Der Kläger machte schließlich mit Schreiben vom 14.9.2004 gegenüber der
Beklagten einen Erstattungsanspruch für die Betreuungskosten von Frau S. K. und
ihres Sohnes Niklas ab dessen Geburt am 12.4.2003 geltend. Die gewährte Hilfe
beurteile sich nach § 19 SGB VIII. Aufgrund ungeklärter Zuständigkeit seien die
Leistungen gemäß § 2 Abs. 1 BSHG erbracht worden. Es habe eine rechtliche
Verpflichtung des Klägers zur Leistungsgewährung bestanden. Die Beklagte lehnte
mit Schriftsatz vom 28.10.2004 die begehrte Kostenerstattung ab.
Der Kläger hat am 31.1.2005 Klage erhoben. Er ist der Ansicht, dass die Beklagte
zur Kostenerstattung verpflichtet sei. Die Frau K. und ihrem Sohn erbrachte Hilfe
sei nach § 19 SGB VIII erbracht worden. Diese stelle eine Einheit dar, so dass
sowohl für die Hilfe für das Kind als auch für die Hilfe an die Mutter der Träger der
Jugendhilfe zuständig sei. Daher sei die Beklagte vorrangig zur Leistung
verpflichtet. Dass Ungewissheit über die Leistungsverpflichtung des Klägers
bestanden habe, sei dadurch dokumentiert, dass zunächst nur eine Kostenzusage
über einen (offensichtlich nicht zu trennenden) Teil der Gesamtleistung erbracht
wurde.
Der Kläger beantragt,
die Beklagte zu verurteilen, dem Kläger die vom 12..4.2003 bis 15.8.2004
entstandenen Kosten für S. K. und ihren Sohn Niklas K. in Höhe von 107.020,84 €
nebst 5 % Zinsen seit Rechtshängigkeit der Klage zu erstatten.
Die Beklagte beantragt,
die Klage abzuweisen.
Die Beklagte ist der Ansicht, der Kläger habe keine vorläufige Leistung erbracht,
sondern er habe als nicht zuständiger Leistungsträger geleistet. Da es sich um
eine Unterbringung gemäß § 19 SGB VIII gehandelt habe, sei das zuständige
Jugendamt zur Tragung der Kosten verpflichtet. Der Kläger habe aber nach den §§
28, 39, 40, 43 und 100 BSHG Eingliederungshilfe geleistet, was sich aus dem
Kostenübernahmebescheid ergebe. Habe es sich aber um Eingliederungshilfe
gehandelt, könne der Kläger keine Kostenerstattung wegen Unterbringung gemäß
§ 19 SGB VIII verlangen.
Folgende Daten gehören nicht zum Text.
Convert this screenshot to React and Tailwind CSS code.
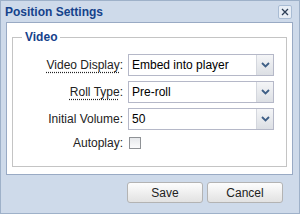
const FONT = { fontFamily: '"Liberation Sans", Arial, sans-serif' };

const Trigger = () => (
  <div className="w-[17px] h-full flex items-center justify-center border-l border-[#d4d7de] bg-gradient-to-b from-[#f4f5f7] to-[#dcdfe4]">
    <svg width="9" height="6" viewBox="0 0 9 6">
      <path d="M1 1 L4.5 4.5 L8 1" fill="none" stroke="#3f5f86" strokeWidth="1.8" />
    </svg>
  </div>
);

const ComboField = ({ value }) => (
  <div className="ml-[5px] w-[146px] h-[22px] flex border border-[#b5b8c8] bg-white">
    <div className="flex-1 pl-[3px] flex items-center text-[12px] text-black">{value}</div>
    <Trigger />
  </div>
);

const Row = ({ label, tip, children, h = "h-[22px]" }) => (
  <div className={`flex items-center ${h}`}>
    <div className="w-[110px] text-right text-[12px] text-[#222]">
      {tip ? (
        <span className="underline decoration-dotted underline-offset-[3px]">{label}</span>
      ) : (
        label
      )}
      :
    </div>
    {children}
  </div>
);

export default function App() {
  return (
    <div
      className="w-[300px] h-[214px] bg-[#cedaea] border border-[#9eb1c9] flex flex-col"
      style={FONT}
    >
      {/* Title bar */}
      <div className="h-[21px] flex items-center justify-between pl-[4px] pr-[7px]">
        <span className="text-[12px] font-bold text-[#15428b]">Position Settings</span>
        <div className="w-[14px] h-[14px] flex items-center justify-center rounded-[2px] border border-[#a9bcd4] bg-[#e8eef6]">
          <svg width="8" height="8" viewBox="0 0 8 8">
            <path d="M1 1 L7 7 M7 1 L1 7" stroke="#2d3f57" strokeWidth="1.3" />
          </svg>
        </div>
      </div>

      {/* Body */}
      <div className="ml-[5px] w-[287px] h-[153px] border border-[#99aac4] bg-white px-[5px]">
        <fieldset className="mt-[7px] h-[137px] border border-[#c4c4c4] pt-[10px] flex flex-col gap-[5px]">
          <legend className="ml-[9px] px-[3px] text-[12px] leading-[14px] font-bold text-[#15428b]">
            Video
          </legend>
          <Row label="Video Display" tip>
            <ComboField value="Embed into player" />
          </Row>
          <Row label="Roll Type" tip>
            <ComboField value="Pre-roll" />
          </Row>
          <Row label="Initial Volume">
            <ComboField value="50" />
          </Row>
          <Row label="Autoplay" h="h-[15px]">
            <div className="ml-[6px] w-[12px] h-[12px] border border-[#8f9296] bg-gradient-to-b from-[#e6e8eb] to-[#fbfbfc]" />
          </Row>
        </fieldset>
      </div>

      {/* Buttons */}
      <div className="mt-[7px] flex justify-end gap-[4px] pr-[16px]">
        {["Save", "Cancel"].map((b) => (
          <button
            key={b}
            className="w-[76px] h-[21px] rounded-[3px] border border-[#b3b3b3] bg-gradient-to-b from-[#fdfdfd] to-[#e2e2e2] text-[12px] text-[#222]"
          >
            {b}
          </button>
        ))}
      </div>
    </div>
  );
}
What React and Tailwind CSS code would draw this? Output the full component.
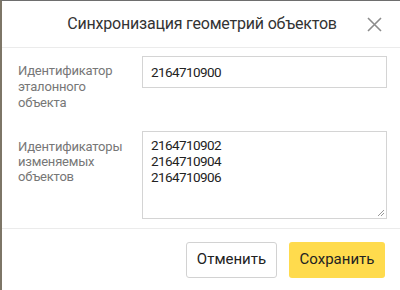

Die einschlägigen Behördenakten des Klägers und der
Beklagten lagen dem Gericht vor.
Entscheidungsgründe
Die zulässige Klage ist nicht begründet. Dem Kläger steht der auf § 102 SGB X
gestützte Erstattungsanspruch gegenüber der Beklagten nicht zu.
Gemäß § 102 Abs. 1 SGB X ist ein zur Leistung verpflichteter Leistungsträger
erstattungspflichtig, wenn ein (anderer) Leistungsträger auf Grund gesetzlicher
Vorschriften vorläufig Sozialleistungen erbracht hat. In der Rechtsprechung des
Bundessozialgerichts zu § 102 SGB X ist geklärt, dass der Wille des
erstattungsbegehrenden Leistungsträgers, entweder für einen anderen oder im
Hinblick auf die ungeklärte Zuständigkeit leisten zu wollen, nach außen erkennbar
sein muss (BSG, Urt. v. 28..3.1984 - 9a RV 50/82, SozR 1300 § 102 Nr. 1 =
ZfSH/SGB 1985, 29; BSG, Urt. v. 14.5.1985 - 4a RJ 13/84, SozR 1300 § 105 Nr. 1;
ebenso von Wulffen, SGB X, 4. Aufl., München 2001, § 102 Rdnr. 6; Diering u.a.,
LPK-SGB X, Baden Baden 2004, § 102 Rdnr. 18). Zudem muss die
Charakterisierung als vorläufige und nicht als endgültige Leistung von Anfang an
feststehen (BSG, Urt. v. 22.5.1985 - 1 RA 33/84, BSGE 58, 119, 121). In erster Linie
ist hierbei auf den Inhalt des einschlägigen Bewilligungsbescheides abzustellen,
aus dem u. a. für den Leistungsberechtigten deutlich hervorgehen muss, dass nur
eine vorläufige Leistung erbracht wird. Dem entsprechenden Bescheid des Klägers
vom 8.4.2003 lässt sich ein solcher Wille jedoch in keiner Weise entnehmen.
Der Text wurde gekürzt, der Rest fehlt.